Sunday, April 12, 2009

There are some things in the UK I just don't understand

One of the things in London that me made take notice is the reminder to pedestrians to look left (or right) before they cross the street. True it is useful and permanent signage to tell visitors that traffic comes at you in the opposite direction. Look right to avoid being hit by a car. Purposeful but odd to a Canadian girl.

Something else that is a little odd to me is Professional Fundraisings most popular fundraiser poll. I noticed this poll briefly in the April online issue but didn't pay much attention because frankly it didn't have anything to do with helping me become a better fundraiser. Then I read Mark Phillips blog and I started thinking...

In the UK there are super fundraising stars called "gurus". We like it when they come to our conferences. We all know who they are and we attend their sessions even if they are the same as the ones we saw last year. We are entertained if not exactly educated.

This guru mentality is most likely being fueled by things like this poll for most "influential fundraiser". Do fundraisers in the UK strive to be included in this list every year? Is that a purposeful thing or does it tempt fundraisers to strive to be popular with other fundraisers at the risk of not doing their job? A little bit like high school isn't it?

Is it important to be considered a guru by your peers? Do gurus do more to make the world a better place than all those other unknown fundraisers?

Like the signage embedded in the pavement this is another thing that seems odd to this Canadian Girl - only it is completely without purpose.

How does this kind of thinking help advance the the charitable sector? I'm not sure it does.

Thank you for spending time here.


  1. I think the only important thing is that I do my job and help to make it possible for my organization to save lives.

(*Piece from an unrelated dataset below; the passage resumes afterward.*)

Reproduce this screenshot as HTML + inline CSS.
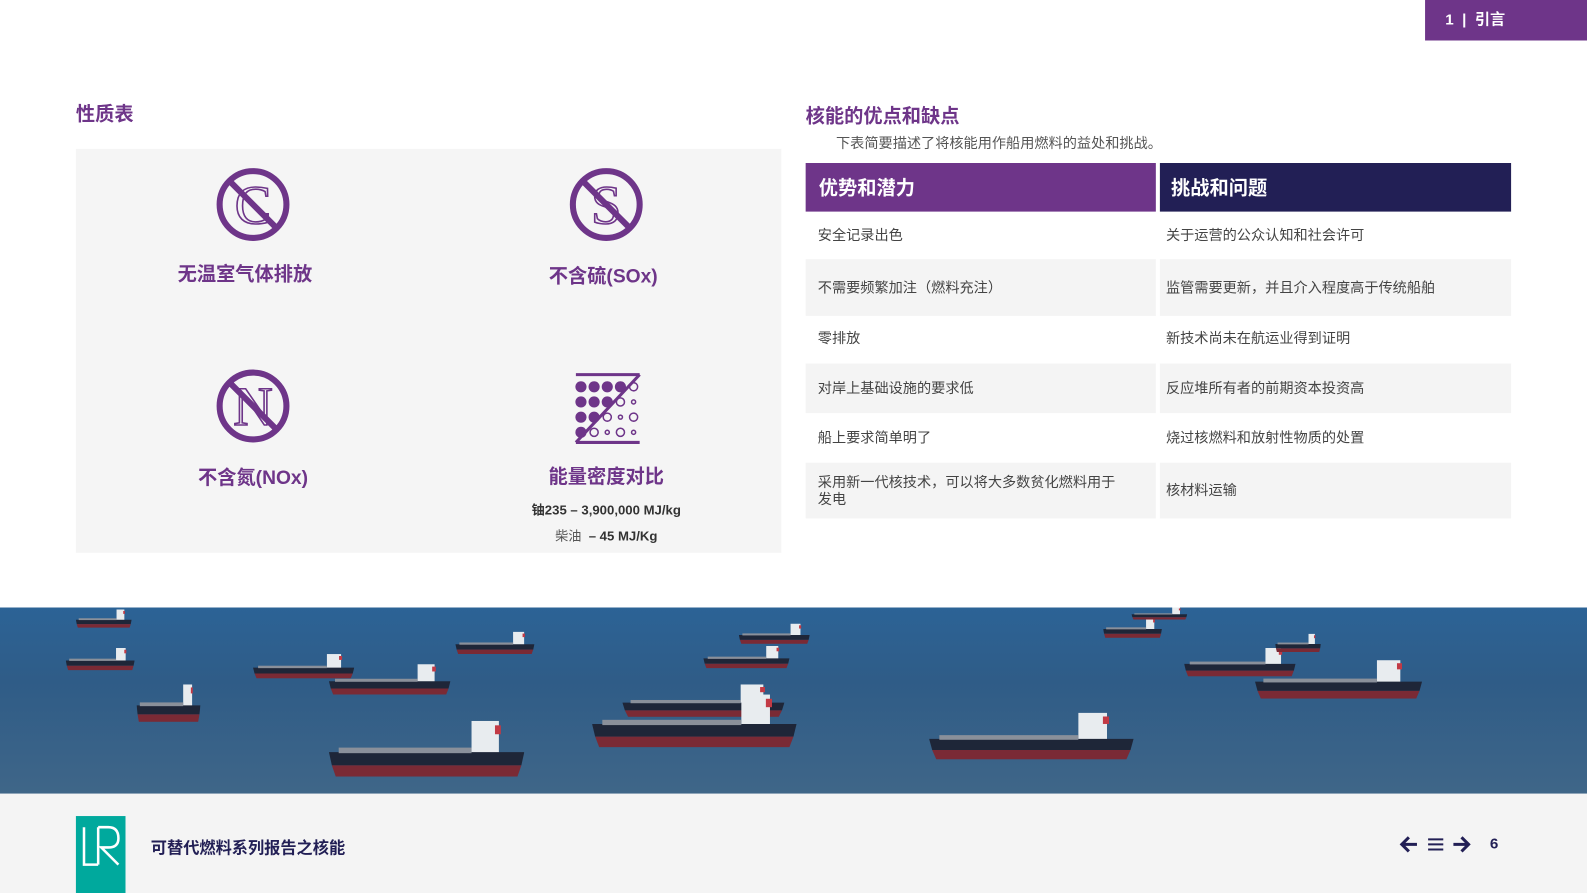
<!DOCTYPE html>
<html><head><meta charset="utf-8"><style>
*{margin:0;padding:0;box-sizing:border-box}
html,body{width:1587px;height:893px;overflow:hidden;background:#fff}
#w{position:absolute;left:0;top:0;width:1568px;height:882px;transform:scale(1.01212,1.01247);transform-origin:0 0;font-family:"Liberation Sans","Noto Sans CJK SC",sans-serif}
.a{position:absolute}
.p{color:#6e3589}
.lbl{position:absolute;font-size:19px;font-weight:bold;color:#6e3589;text-align:center;width:300px}
.cell{position:absolute;font-size:14px;color:#444;display:flex;align-items:center;padding-left:12px;line-height:17px}
.g{background:#f4f4f4}
</style></head><body><div id="w">
<div class="a" style="left:1408px;top:0;width:160px;height:40px;background:#6e3589;color:#fff;font-size:15px;font-weight:bold;line-height:40px;padding-left:20px">1&nbsp;&nbsp;|&nbsp;&nbsp;引言</div>

<div class="a p" style="left:75px;top:98px;font-size:19px;font-weight:bold">性质表</div>
<div class="a" style="left:75px;top:147px;width:697px;height:399px;background:#f5f5f5"></div>

<svg class="a" style="left:212px;top:164px" width="76" height="76"><text x="38" y="57" text-anchor="middle" font-family="Liberation Serif" font-size="54" fill="none" stroke="#6e3589" stroke-width="1.6">C</text><circle cx="38" cy="38" r="33" fill="none" stroke="#6e3589" stroke-width="6"/><line x1="15" y1="15" x2="61" y2="61" stroke="#6e3589" stroke-width="6"/></svg>
<div class="lbl" style="left:92px;top:256px">无温室气体排放</div>

<svg class="a" style="left:561px;top:164px" width="76" height="76"><text x="38" y="57" text-anchor="middle" font-family="Liberation Serif" font-size="54" fill="none" stroke="#6e3589" stroke-width="1.6">S</text><circle cx="38" cy="38" r="33" fill="none" stroke="#6e3589" stroke-width="6"/><line x1="15" y1="15" x2="61" y2="61" stroke="#6e3589" stroke-width="6"/></svg>
<div class="lbl" style="left:446px;top:258px">不含硫(SOx)</div>

<svg class="a" style="left:212px;top:363px" width="76" height="76"><text x="38" y="57" text-anchor="middle" font-family="Liberation Serif" font-size="54" fill="none" stroke="#6e3589" stroke-width="1.6">N</text><circle cx="38" cy="38" r="33" fill="none" stroke="#6e3589" stroke-width="6"/><line x1="15" y1="15" x2="61" y2="61" stroke="#6e3589" stroke-width="6"/></svg>
<div class="lbl" style="left:100px;top:457px">不含氮(NOx)</div>

<svg class="a" style="left:566px;top:368px" width="70" height="72">
<line x1="3" y1="2" x2="66" y2="2" stroke="#6e3589" stroke-width="3"/><line x1="3" y1="69" x2="66" y2="69" stroke="#6e3589" stroke-width="3"/>
<g fill="#6e3589"><circle cx="8" cy="14" r="5.5"/><circle cx="21" cy="14" r="5.5"/><circle cx="34" cy="14" r="5.5"/><circle cx="47" cy="14" r="5.5"/><circle cx="8" cy="29" r="5.5"/><circle cx="21" cy="29" r="5.5"/><circle cx="34" cy="29" r="5.5"/><circle cx="8" cy="44" r="5.5"/><circle cx="21" cy="44" r="5.5"/><circle cx="8" cy="59" r="5.5"/></g>
<g fill="none" stroke="#6e3589" stroke-width="1.5"><circle cx="60" cy="14" r="4"/><circle cx="47" cy="29" r="4"/><circle cx="60" cy="29" r="2"/><circle cx="34" cy="44" r="4"/><circle cx="47" cy="44" r="2"/><circle cx="60" cy="44" r="4"/><circle cx="21" cy="59" r="4"/><circle cx="34" cy="59" r="2"/><circle cx="47" cy="59" r="4"/><circle cx="60" cy="59" r="2"/></g>
<line x1="3" y1="69" x2="66" y2="2" stroke="#6e3589" stroke-width="3"/></svg>
<div class="lbl" style="left:449px;top:456px">能量密度对比</div>
<div class="a" style="left:449px;top:493px;width:300px;text-align:center;font-size:13px;font-weight:bold;color:#333">铀235 – 3,900,000 MJ/kg</div>
<div class="a" style="left:449px;top:519px;width:300px;text-align:center;font-size:13px;font-weight:bold;color:#333"><span style="font-weight:normal;color:#555">柴油</span>&nbsp; – 45 MJ/Kg</div>

<div class="a p" style="left:796px;top:100px;font-size:19px;font-weight:bold">核能的优点和缺点</div>
<div class="a" style="left:826px;top:131px;font-size:14px;color:#555">下表简要描述了将核能用作船用燃料的益处和挑战。</div>
<div class="a" style="left:796px;top:161px;width:346px;height:48px;background:#6e3589;color:#fff;font-size:19px;font-weight:bold;line-height:52px;padding-left:13px">优势和潜力</div>
<div class="a" style="left:1146px;top:161px;width:347px;height:48px;background:#221f55;color:#fff;font-size:19px;font-weight:bold;line-height:52px;padding-left:11px">挑战和问题</div>

<div class="cell" style="left:796px;top:209px;width:346px;height:47px">安全记录出色</div>
<div class="cell" style="left:1146px;top:209px;width:347px;height:47px;padding-left:6px">关于运营的公众认知和社会许可</div>
<div class="cell g" style="left:796px;top:256px;width:346px;height:56px">不需要频繁加注（燃料充注）</div>
<div class="cell g" style="left:1146px;top:256px;width:347px;height:56px;padding-left:6px">监管需要更新，并且介入程度高于传统船舶</div>
<div class="cell" style="left:796px;top:312px;width:346px;height:45px">零排放</div>
<div class="cell" style="left:1146px;top:312px;width:347px;height:45px;padding-left:6px">新技术尚未在航运业得到证明</div>
<div class="cell g" style="left:796px;top:359px;width:346px;height:49px">对岸上基础设施的要求低</div>
<div class="cell g" style="left:1146px;top:359px;width:347px;height:49px;padding-left:6px">反应堆所有者的前期资本投资高</div>
<div class="cell" style="left:796px;top:408px;width:346px;height:48px">船上要求简单明了</div>
<div class="cell" style="left:1146px;top:408px;width:347px;height:48px;padding-left:6px">烧过核燃料和放射性物质的处置</div>
<div class="cell g" style="left:796px;top:457px;width:346px;height:55px">采用新一代核技术，可以将大多数贫化燃料用于<br>发电</div>
<div class="cell g" style="left:1146px;top:457px;width:347px;height:55px;padding-left:6px">核材料运输</div>

<svg class="a" style="left:0;top:600px" width="1568" height="184" viewBox="0 0 1568 184" preserveAspectRatio="none">
<defs><linearGradient id="sea" x1="0" y1="0" x2="0" y2="1"><stop offset="0" stop-color="#2c6396"/><stop offset="0.4" stop-color="#2f5c87"/><stop offset="1" stop-color="#3f6688"/></linearGradient>
<symbol id="sh" viewBox="0 0 200 50" preserveAspectRatio="none"><rect x="146" y="0" width="28" height="32" fill="#e8ecef"/><rect x="170" y="4" width="6" height="8" fill="#c23a45"/><polygon points="0,28 200,28 197,40 3,40" fill="#1e2638"/><polygon points="3,40 197,40 193,50 7,50" fill="#7a2a35"/><rect x="10" y="24" width="136" height="5" fill="#8a909a"/></symbol></defs>
<rect width="1568" height="184" fill="url(#sea)"/>
<use href="#sh" x="75" y="2" width="55" height="18"/>
<use href="#sh" x="65" y="40" width="68" height="22"/>
<use href="#sh" x="135" y="76" width="63" height="37"/>
<use href="#sh" x="250" y="46" width="100" height="24"/>
<use href="#sh" x="325" y="56" width="120" height="30"/>
<use href="#sh" x="450" y="24" width="78" height="22"/>
<use href="#sh" x="695" y="38" width="85" height="22"/>
<use href="#sh" x="730" y="16" width="70" height="20"/>
<use href="#sh" x="615" y="76" width="160" height="32"/>
<use href="#sh" x="585" y="86" width="202" height="52"/>
<use href="#sh" x="325" y="112" width="193" height="55"/>
<use href="#sh" x="918" y="104" width="202" height="46"/>
<use href="#sh" x="1090" y="10" width="58" height="20"/>
<use href="#sh" x="1118" y="0" width="55" height="12"/>
<use href="#sh" x="1170" y="40" width="110" height="28"/>
<use href="#sh" x="1240" y="52" width="165" height="38"/>
<use href="#sh" x="1260" y="26" width="45" height="18"/>
</svg>

<div class="a" style="left:0;top:784px;width:1568px;height:98px;background:#f4f4f4"></div>
<div class="a" style="left:75px;top:806px;width:49px;height:76px;background:#00a99d"></div>
<svg class="a" style="left:75px;top:806px" width="49" height="76"><path d="M8 11 V48 H22 M22 11 V48 M22 11 H32 Q42 11 42 22 Q42 31 32 31 H25 L42 48" fill="none" stroke="#fff" stroke-width="2.5"/></svg>
<div class="a" style="left:149px;top:824px;font-size:16px;font-weight:bold;color:#221f55">可替代燃料系列报告之核能</div>
<svg class="a" style="left:1382px;top:824px" width="75" height="20"><g fill="none" stroke="#221f55" stroke-width="3"><path d="M18 10 H4 M10 3 L3 10 L10 17"/><path d="M29 5 H44 M29 10 H44 M29 15 H44" stroke-width="2"/><path d="M54 10 H68 M62 3 L69 10 L62 17"/></g></svg>
<div class="a" style="left:1472px;top:825px;font-size:15px;font-weight:bold;color:#221f55">6</div>
</div></body></html>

    Guru, well known, unknown - who cares?

    I suppose one could argue that they have made the world a better place by educating others and helping them to do a better job. But that assumes that people have done a better job because of them. You'd have to do a fairly extensive survey to find the answer to that - and even then it would probably be subjective.

    Celebrity and popularity doesn't necessarily equate to skill or expertise - but there are a lot of great people out there who don't have those qualities and therefore never have an opportunity to share their expertise. Does that make their contributions more or less valuable?

    I don't think they are doing a better job at making the world a better place nor do I think they are doing a worse job. Many people work to make the world a better place; the front line charitable sector workers, the backbencher politician, the garbage man who volunteers, or anyone else on this earth who does their bit to make the world a better place.

    Most of us do our part to make the world a better place - we just do it differently and some people have an audience. Not really sure that I (or any of us) is qualified to say who is doing more or less in their efforts to make the world a better place.

    I'm just glad that lots of people want to.

  2. Thanks for you comment Laurie. Very Canadian of you. Do you think Canada should have a "Most Influential" fundraiser poll too?

  3. I think there isnt much wrong with the award, I do think the nomination process is strange though. I expected to see a list I would then vote for a person. I also am not sure about the title most influential. Is that the person that makes the most noise? They may not be very good!!!

  4. Yes, awards are great. They are good for resume's, organizations and setting a standard for others to aspire too. I agree with you though - what is the criteria and what is it they are influencing?

    Thank you for your comment Conor. Interesting discussion.

  5. Maybe it isn't such a bad idea.

    I do like that they haven't produced a shortlist and people can write in any name they want.

    It's possible there will be some delightful surprises on that list. Perhaps some people who aren't well known will have an opportunity to share great things that we might never have heard about?

    I'm more interested to see what that list will look like (i.e. already well know people vs. lesser known people) than I am to see the same old names that we already know.